Intel's Xe GPUs to include ray tracing acceleration

May 2, 2019 | 11:53

Tags: #add-in-board #aib #dgpu #discrete-gpu #graphics-processing-unit #graphics-processor #i740 #intel-xe #jim-jeffers #larrabee #raja-kodouri #xe #xe-gpu #xeon-phi

Companies: #intel

Intel has confirmed that its Xe architecture graphics processors, its third attempt at breaking into the discrete GPU market, will include hardware acceleration for ray tracing workloads - but is concentrating its efforts in the area on the professional, rather than gaming, market.

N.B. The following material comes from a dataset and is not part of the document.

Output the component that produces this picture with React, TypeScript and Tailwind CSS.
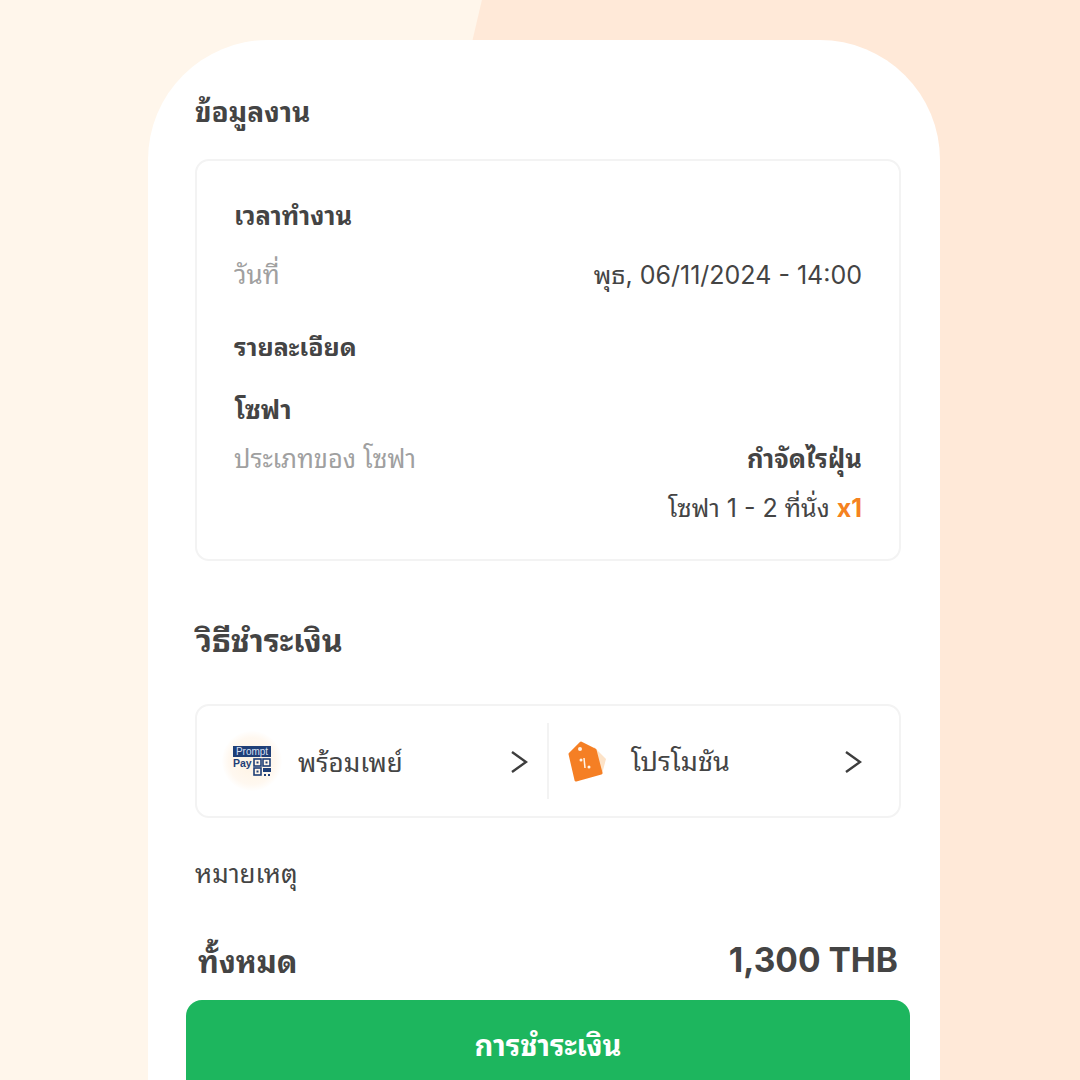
const Row = ({ children, className = "" }: { children: React.ReactNode; className?: string }) => (
  <div className={"flex justify-between items-center " + className}>{children}</div>
);

const PromptPayIcon = () => (
  <div className="w-[60px] h-[60px] rounded-full bg-[radial-gradient(circle,#fff3e2_0%,#fff8f0_55%,#ffffff_72%)] flex items-center justify-center shrink-0">
    <svg width="40" height="40" viewBox="0 0 40 40">
      <rect x="1" y="5" width="38" height="11" fill="#1f3f77" />
      <text x="20" y="14" textAnchor="middle" fontSize="10" fill="#d5dff2" fontFamily="'Liberation Sans', sans-serif">Prompt</text>
      <text x="1" y="26" fontSize="10.5" fontWeight="700" fill="#1f3f77" fontFamily="'Liberation Sans', sans-serif">Pay</text>
      <g fill="none" stroke="#1f3f77" strokeWidth="1.6">
        <rect x="22" y="18" width="7" height="7" />
        <rect x="31" y="18" width="7" height="7" />
        <rect x="22" y="27" width="7" height="7" />
      </g>
      <rect x="31" y="27" width="8" height="4" fill="#1f3f77" />
      <rect x="32" y="33" width="2" height="2" fill="#1f3f77" />
      <rect x="36" y="33" width="2" height="2" fill="#1f3f77" />
      <rect x="24.5" y="20.5" width="2" height="2" fill="#1f3f77" />
      <rect x="33.5" y="20.5" width="2" height="2" fill="#1f3f77" />
      <rect x="24.5" y="29.5" width="2" height="2" fill="#1f3f77" />
    </svg>
  </div>
);

const TagIcon = () => (
  <svg width="40" height="44" viewBox="0 0 40 44" className="shrink-0">
    <path d="M26 8 L38 20 L34 35 L28 33 Z" fill="#fde3c8" />
    <path d="M13 4 L27 11 L33 34 L8 41 L2 15 Z" fill="#f57f24" stroke="#f57f24" strokeWidth="3" strokeLinejoin="round" />
    <circle cx="12" cy="10" r="2" fill="#fff3e6" />
    <circle cx="13" cy="21" r="1.5" fill="#fff3e6" />
    <circle cx="21" cy="28" r="1.5" fill="#fff3e6" />
    <path d="M16 19 L17 29" stroke="#fff3e6" strokeWidth="1.5" />
  </svg>
);

const Chevron = () => (
  <svg width="18" height="24" viewBox="0 0 18 24" fill="none" stroke="#3d3d3d" strokeWidth="2.4" className="shrink-0 mt-[2px]">
    <path d="M2 2 L16 12 L2 22" />
  </svg>
);

export default function App() {
  const font = "font-['Inter','Noto_Sans_Thai_Looped','Loma','Tahoma','Garuda','Noto_Sans','Noto_Sans_Thai',sans-serif]";
  return (
    <div className={"relative h-[1080px] overflow-hidden bg-[#fff6eb] text-[#444444] " + font}>
      {/* blob behind the sheet */}
      <div className="absolute left-[434px] top-[-700px] w-[1400px] h-[2200px] rounded-[50%] bg-[#ffe9d8]" />

      <div className="relative ml-[148px] mt-[40px] w-[792px] h-[1040px] bg-white rounded-t-[120px] px-[47px] pt-[52px]">
        <h2 className="text-[28px] leading-[40px] font-bold">ข้อมูลงาน</h2>

        <div className="mt-[27px] w-[706px] h-[402px] border-2 border-[#f3f3f3] rounded-[14px] pl-[37px] pr-[36px] pt-[37px]">
          <div className="text-[25.5px] leading-[36px] font-bold">เวลาทำงาน</div>
          <Row className="mt-[22px] h-[40px]">
            <span className="text-[26px] text-[#a0a0a0] -mt-[4px]">วันที่</span>
            <span className="text-[25px] mr-[1px]">พุธ, 06/11/2024 - 14:00</span>
          </Row>
          <div className="mt-[33px] text-[25px] leading-[36px] font-bold">รายละเอียด</div>
          <div className="mt-[27px] pl-[1px] text-[26px] leading-[36px] font-bold">โซฟา</div>
          <Row className="mt-[11px] h-[40px]">
            <span className="text-[25.5px] text-[#a0a0a0]">ประเภทของ โซฟา</span>
            <span className="text-[25.5px] font-bold mr-[1px]">กำจัดไรฝุ่น</span>
          </Row>
          <div className="mt-[9px] mr-[1px] text-right text-[25px] leading-[40px]">
            โซฟา 1 - 2 ที่นั่ง <span className="font-bold text-[#f58220]">x1</span>
          </div>
        </div>

        <h2 className="mt-[58px] pl-[1px] text-[32px] leading-[44px] font-bold">วิธีชำระเงิน</h2>

        <div className="mt-[41px] w-[706px] h-[114px] border-2 border-[#f3f3f3] rounded-[14px] flex items-center">
          <div className="w-[350px] flex items-center pl-[25px] pr-[19px]">
            <PromptPayIcon />
            <span className="ml-[16px] text-[26px] flex-1 mt-[2px]">พร้อมเพย์</span>
            <Chevron />
          </div>
          <div className="w-[2px] h-[76px] bg-[#f3f3f3]" />
          <div className="flex-1 flex items-center pl-[19px] pr-[37px]">
            <TagIcon />
            <span className="ml-[23px] text-[27px] flex-1 mt-[2px]">โปรโมชัน</span>
            <Chevron />
          </div>
        </div>

        <div className="mt-[36px] text-[26px] leading-[40px]">หมายเหตุ</div>

        <Row className="mt-[46px] pl-[3px] pr-[3px] h-[44px] w-[706px]">
          <span className="text-[30.5px] font-bold">ทั้งหมด</span>
          <span className="text-[33.5px] font-bold -mt-[4px]">1,300 THB</span>
        </Row>

        <button className="mt-[16px] -ml-[9px] w-[724px] h-[100px] rounded-[16px] bg-[#1db65e] text-white text-[29px] font-bold pb-[8px]">
          การชำระเงิน
        </button>
      </div>
    </div>
  );
}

Intel's attempts to break into the discrete graphics processor (dGPU) market have not exactly been a stellar success: The Intel i740, formerly known as Auburn, launched in 1998 as an add-in board based on the Accelerated Graphics Port (AGP) bus but lasted less than a year in the market; 2007 brought the announcement of Project Larrabee, but despite plenty of hype no consumer products would be released and what is left of Larrabee lives on as the Xeon Phi family of data centre co-processor boards.

For its third attempt, Intel snatched up former AMD Radeon Technologies Group head Raja Koduri from rival AMD and teased products to come in 2020. Earlier this year it launched a gamer-centric promotional programme dubbed 'Odyssey', but technical details of exactly what its third generation of discrete GPUs - and, if all goes well, only the second to come to market - have been thin on the ground.

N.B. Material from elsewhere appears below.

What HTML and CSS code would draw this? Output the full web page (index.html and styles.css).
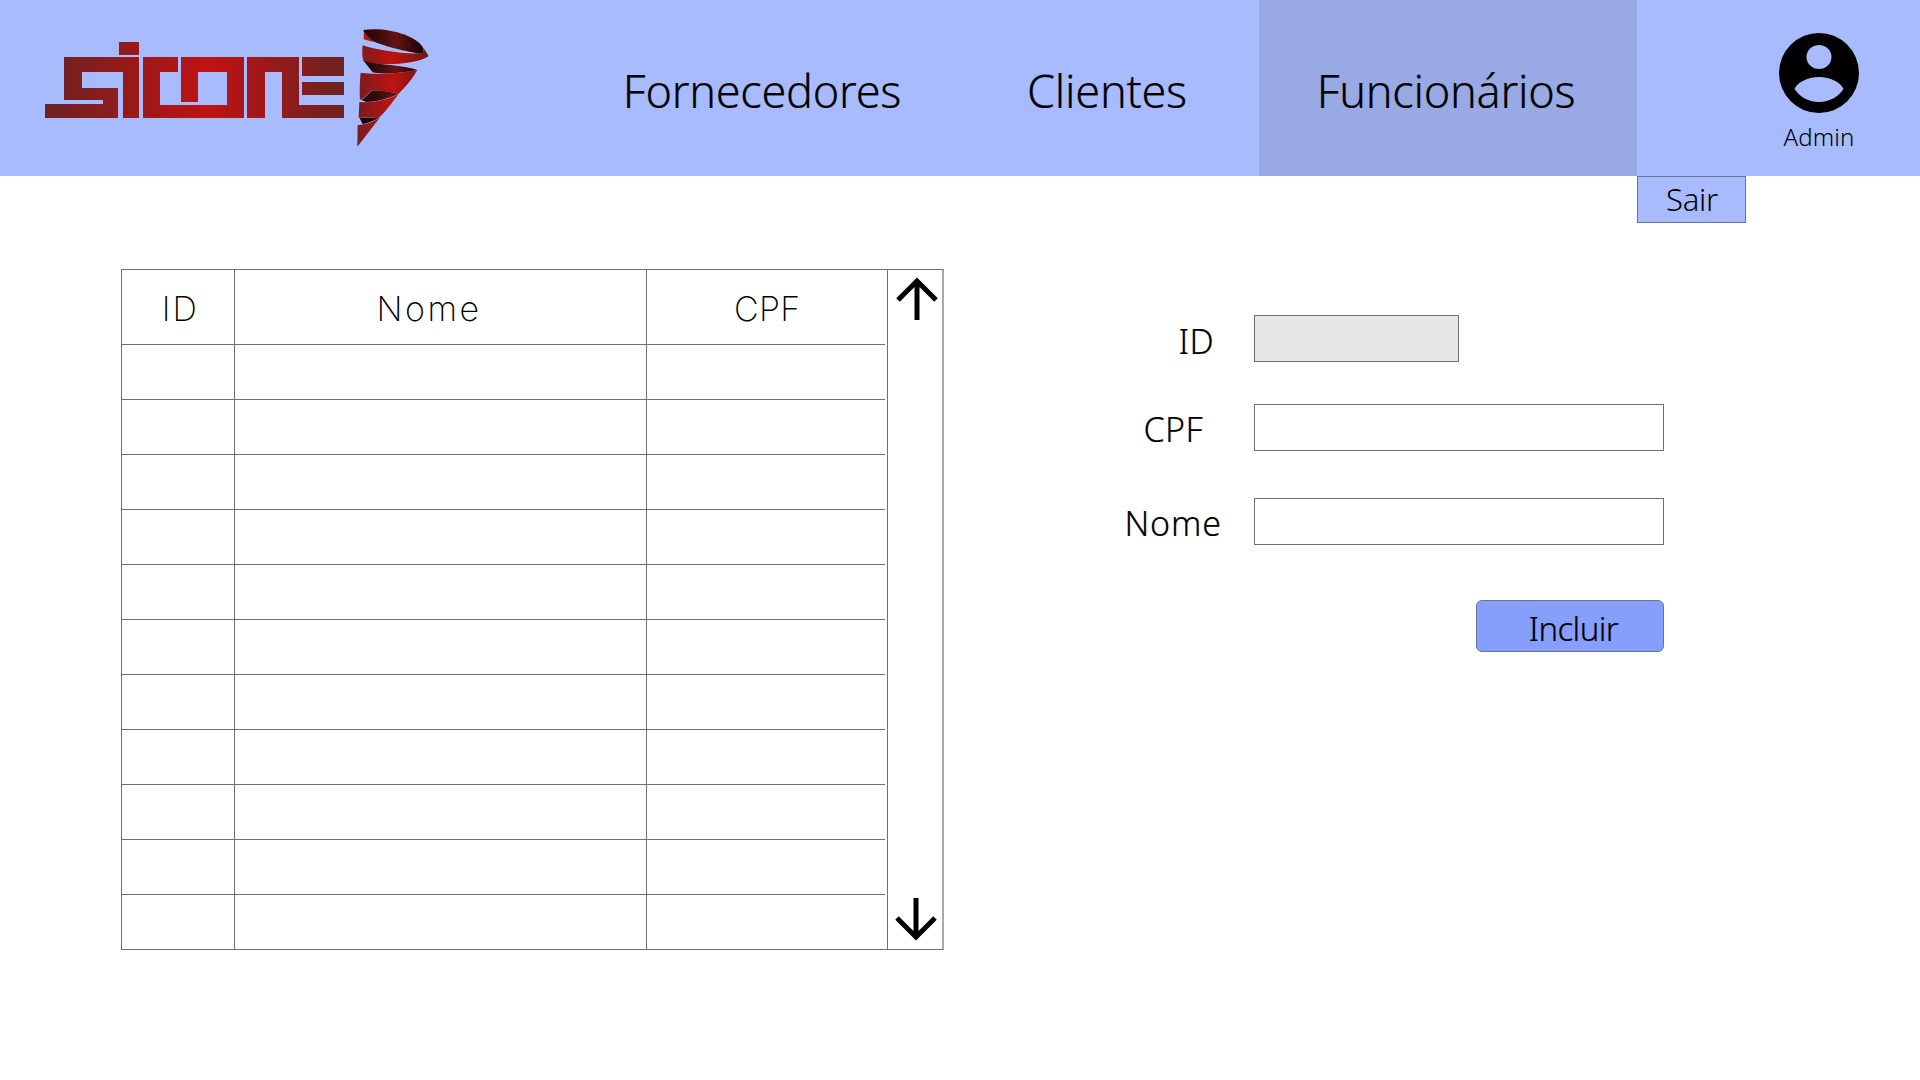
FILE: index.html
```html
<!DOCTYPE html>
<html lang="pt-BR">
<head>
<meta charset="utf-8">
<title>Sicone - Funcionários</title>
<link rel="stylesheet" href="styles.css">
</head>
<body>
<header class="topbar">
  <a class="logo" aria-label="Sicone">
    <svg width="440" height="176" viewBox="0 0 440 176">
      <defs>
        <linearGradient id="word" gradientUnits="userSpaceOnUse" x1="45" y1="0" x2="344" y2="0">
          <stop offset="0" stop-color="#6b2222"/>
          <stop offset="0.55" stop-color="#c01212"/>
          <stop offset="1" stop-color="#6b2222"/>
        </linearGradient>
        <linearGradient id="band" gradientUnits="userSpaceOnUse" x1="415" y1="0" x2="625" y2="0">
          <stop offset="0" stop-color="#7a1c1c"/>
          <stop offset="0.5" stop-color="#c01212"/>
          <stop offset="1" stop-color="#661818"/>
        </linearGradient>
        <linearGradient id="dark" gradientUnits="userSpaceOnUse" x1="425" y1="0" x2="610" y2="0">
          <stop offset="0" stop-color="#150303"/>
          <stop offset="0.55" stop-color="#641414"/>
          <stop offset="1" stop-color="#150303"/>
        </linearGradient>
      </defs>
      <path fill="url(#word)" d="M119 42h20v13h-20zM64 57h75v61h-16V72H82v16h36v30H45v-14h58v-4H64zM143 57h35v15h-18v33h67V72h-29v30h-17V57h63v61h-101zM247 57h52v48h45v13h-62V72h-17v46h-18zM302 57h42v19h-42zM302 82h42v13h-42z"/>
      <g transform="translate(220 20) scale(0.3333)">
        <path fill="url(#dark)" d="M430 30C500 20 590 45 611 86L608 101C590 100 530 90 470 68C450 60 435 50 430 30Z"/>
        <path fill="#b51616" d="M432 36L460 66L431 58Z"/>
        <path fill="url(#band)" d="M428 76C470 90 560 105 608 99L612 86L626 108C600 130 500 140 431 125C426 110 426 90 428 76Z"/>
        <path fill="url(#dark)" d="M432 124C480 134 560 138 592 150C540 162 480 162 458 157Z"/>
        <path fill="url(#band)" d="M422 158C470 165 540 160 592 150C572 185 552 205 535 222C510 215 480 210 455 212C440 225 430 235 420 240C418 210 420 180 422 158Z"/>
        <path fill="url(#dark)" d="M424 240C435 233 445 222 456 212C480 210 510 215 535 222C510 235 470 245 440 246Z"/>
        <path fill="url(#band)" d="M418 246L440 247C480 245 510 236 535 223C515 250 495 278 478 292C450 292 430 294 416 293Z"/>
        <path fill="url(#dark)" d="M419 294L480 292C465 302 445 308 428 313Z"/>
        <path fill="url(#band)" d="M413 315C440 314 460 305 479 294L412 380Z"/>
      </g>
    </svg>
  </a>
  <nav class="nav">
    <a class="nav-item nav-fornecedores">Fornecedores</a>
    <a class="nav-item nav-clientes">Clientes</a>
    <a class="nav-item nav-funcionarios is-active">Funcionários</a>
  </nav>
  <div class="user">
    <svg class="avatar" width="80" height="80" viewBox="0 0 80 80">
      <path fill="#000" fill-rule="evenodd" d="M40 0a40 40 0 1 1 0 80a40 40 0 1 1 0-80ZM40 12a12.500 12 0 1 0 0 24a12.500 12 0 1 0 0-24ZM40 44C28 44 18 50 15.500 56C20 63 29 69 40 69C51 69 60 63 64.500 56C62 50 52 44 40 44Z"/>
    </svg>
    <span class="user-name">Admin</span>
  </div>
</header>

<button class="logout" type="button">Sair</button>

<main class="content">
  <section class="grid-box">
    <table class="grid">
      <thead>
        <tr><th class="col-id">ID</th><th class="col-nome">Nome</th><th class="col-cpf">CPF</th></tr>
      </thead>
      <tbody>
        <tr><td></td><td></td><td></td></tr>
        <tr><td></td><td></td><td></td></tr>
        <tr><td></td><td></td><td></td></tr>
        <tr><td></td><td></td><td></td></tr>
        <tr><td></td><td></td><td></td></tr>
        <tr><td></td><td></td><td></td></tr>
        <tr><td></td><td></td><td></td></tr>
        <tr><td></td><td></td><td></td></tr>
        <tr><td></td><td></td><td></td></tr>
        <tr><td></td><td></td><td></td></tr>
        <tr><td></td><td></td><td></td></tr>
      </tbody>
    </table>
    <div class="scroller">
      <svg class="arrow arrow-up" width="44" height="44" viewBox="0 0 44 44">
        <path fill="none" stroke="#000" stroke-width="5" d="M22 43V4M3 23L22 4L41 23"/>
      </svg>
      <svg class="arrow arrow-down" width="44" height="44" viewBox="0 0 44 44">
        <path fill="none" stroke="#000" stroke-width="5" d="M22 1V40M3 21L22 40L41 21"/>
      </svg>
    </div>
  </section>

  <form class="form">
    <div class="form-row">
      <label class="form-label label-id" for="f-id">ID</label>
      <input class="field field-short" id="f-id" type="text" disabled>
    </div>
    <div class="form-row">
      <label class="form-label label-cpf" for="f-cpf">CPF</label>
      <input class="field" id="f-cpf" type="text">
    </div>
    <div class="form-row row-nome">
      <label class="form-label label-nome" for="f-nome">Nome</label>
      <input class="field" id="f-nome" type="text">
    </div>
    <div class="form-actions">
      <button class="submit" type="button">Incluir</button>
    </div>
  </form>
</main>
</body>
</html>
```
FILE: styles.css
```css
* { box-sizing: border-box; }

html, body { margin: 0; padding: 0; }

body {
  width: 1920px;
  height: 1080px;
  overflow: hidden;
  background: #fff;
  color: #000;
  font-family: "Noto Sans", "Open Sans", sans-serif;
  font-weight: 300;
}

.topbar {
  display: flex;
  height: 176px;
  background: #a8bbff;
}

.logo {
  display: block;
  width: 562px;
  height: 176px;
}

.logo svg { display: block; }

.nav {
  display: grid;
  grid-template-columns: 400px 290px 378px;
  column-gap: 0;
}

.nav-item {
  display: flex;
  align-items: center;
  justify-content: center;
  font-size: 45px;
  letter-spacing: -0.25px;
  line-height: 1;
  padding-top: 4px;
  -webkit-text-stroke: 0.2px #000;
}

.nav-funcionarios { margin-left: 7px; margin-right: -7px; padding-right: 4px; }

.nav-item.is-active { background: #98a9e3; }

.user {
  display: flex;
  flex-direction: column;
  align-items: center;
  width: 120px;
  margin-left: 129px;
  padding-top: 33px;
}

.avatar { display: block; }

.user-name {
  margin-top: 8px;
  font-size: 24px;
  line-height: 32px;
  letter-spacing: 0.1px;
}

.logout {
  display: block;
  width: 109px;
  height: 47px;
  margin: 0 0 0 1637px;
  padding: 0 0 0 1px;
  background: #a8bbff;
  border: 1px solid #6b7590;
  color: #000;
  font-family: inherit;
  font-weight: 300;
  font-size: 31px;
  letter-spacing: -0.3px;
  line-height: 1;
}

.content {
  display: flex;
  align-items: flex-start;
  margin-top: 46px;
  padding-left: 121px;
}

.grid-box {
  display: flex;
  width: 823px;
  height: 681px;
  border: 1px solid #707070;
  border-right: 2px solid #a8a8a8;
}

.grid {
  width: 763px;
  border-collapse: collapse;
  table-layout: fixed;
  align-self: flex-start;
}

.grid th,
.grid td {
  padding: 0;
  border-bottom: 1px solid #707070;
  border-right: 1px solid #707070;
}

.grid th:last-child,
.grid td:last-child { border-right: 0; }

.grid tbody tr:last-child td { border-bottom: 0; }

.grid th {
  height: 74px;
  padding-top: 3px;
  font-family: "Inter", sans-serif;
  font-weight: 200;
  font-size: 34px;
}

.grid td { height: 55px; }

.grid .col-id { width: 112px; padding-left: 5px; letter-spacing: 2px; }
.grid .col-nome { width: 412px; padding-right: 22px; letter-spacing: 2.5px; }
.grid .col-cpf { padding-left: 3px; letter-spacing: 0.3px; }

.scroller {
  display: flex;
  flex-direction: column;
  justify-content: space-between;
  width: 55px;
  margin-left: 2px;
  border-left: 1px solid #707070;
}

.arrow { display: block; }
.arrow-up { margin: 7px 0 0 7px; }
.arrow-down { margin: 0 0 8px 6px; }

.form {
  display: flex;
  flex-direction: column;
  width: 564px;
  margin-left: 156px;
  padding-top: 46px;
}

.form-row {
  display: flex;
  align-items: center;
  margin-bottom: 42px;
}

.row-nome { margin-top: 5px; margin-bottom: 0; }

.form-label {
  width: 154px;
  padding-top: 4px;
  font-size: 34px;
  letter-spacing: 0.4px;
  line-height: 1;
  text-align: right;
  -webkit-text-stroke: 0.2px #000;
}

.label-id { padding-right: 40px; }
.label-cpf { padding-right: 51px; padding-top: 2px; }
.label-nome { padding-right: 32px; letter-spacing: 0.9px; padding-top: 3px; }

.field {
  display: block;
  width: 410px;
  height: 47px;
  margin: 0;
  background: #fff;
  border: 1px solid #707070;
  border-radius: 0;
}

.field-short {
  width: 205px;
  background: #e6e6e6;
}

.form-actions {
  display: flex;
  justify-content: flex-end;
  margin-top: 55px;
}

.submit {
  width: 188px;
  height: 52px;
  padding: 4px 0 0 7px;
  background: #869efc;
  border: 1px solid #6b7590;
  border-radius: 6px;
  color: #000;
  font-family: inherit;
  font-weight: 300;
  font-size: 33px;
  letter-spacing: -0.6px;
  line-height: 1;
  -webkit-text-stroke: 0.2px #000;
}
```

In a blog post on the Intel IT Peer Network, Intel's Jim Jeffers has offered at least one hint: The Xe graphics architecture, on which the dGPUs are expected to be based and styled with a superscript 'e' in Intel's marketing materials, will include support for hardware acceleration of ray tracing workloads in much the same way as the RT Cores of Nvidia's Turing architecture.

That doesn't necessarily mean day-one support for games based on the DirectX Ray-tracing (DXR) API, though. 'I’m pleased to share today that the Intel Xe architecture roadmap for data centre optimised rendering includes ray tracing hardware acceleration support for the Intel Rendering Framework family of APIs and libraries,' Jeffers explains - focusing purely on professional workloads and mentioning little about the consumer-oriented DXR or the Xe architecture's performance in games.

It seems likely, though, that consumer-oriented Xe-based cards will include the same functionality - which, if it's applicable to DXR workloads as well as those based on the intel Rendering Framework, could give Nvidia some competition at the higher end of the market.

Intel has still not finalised a launch date for the first Xe-based products, but is believed to be on track for 2020.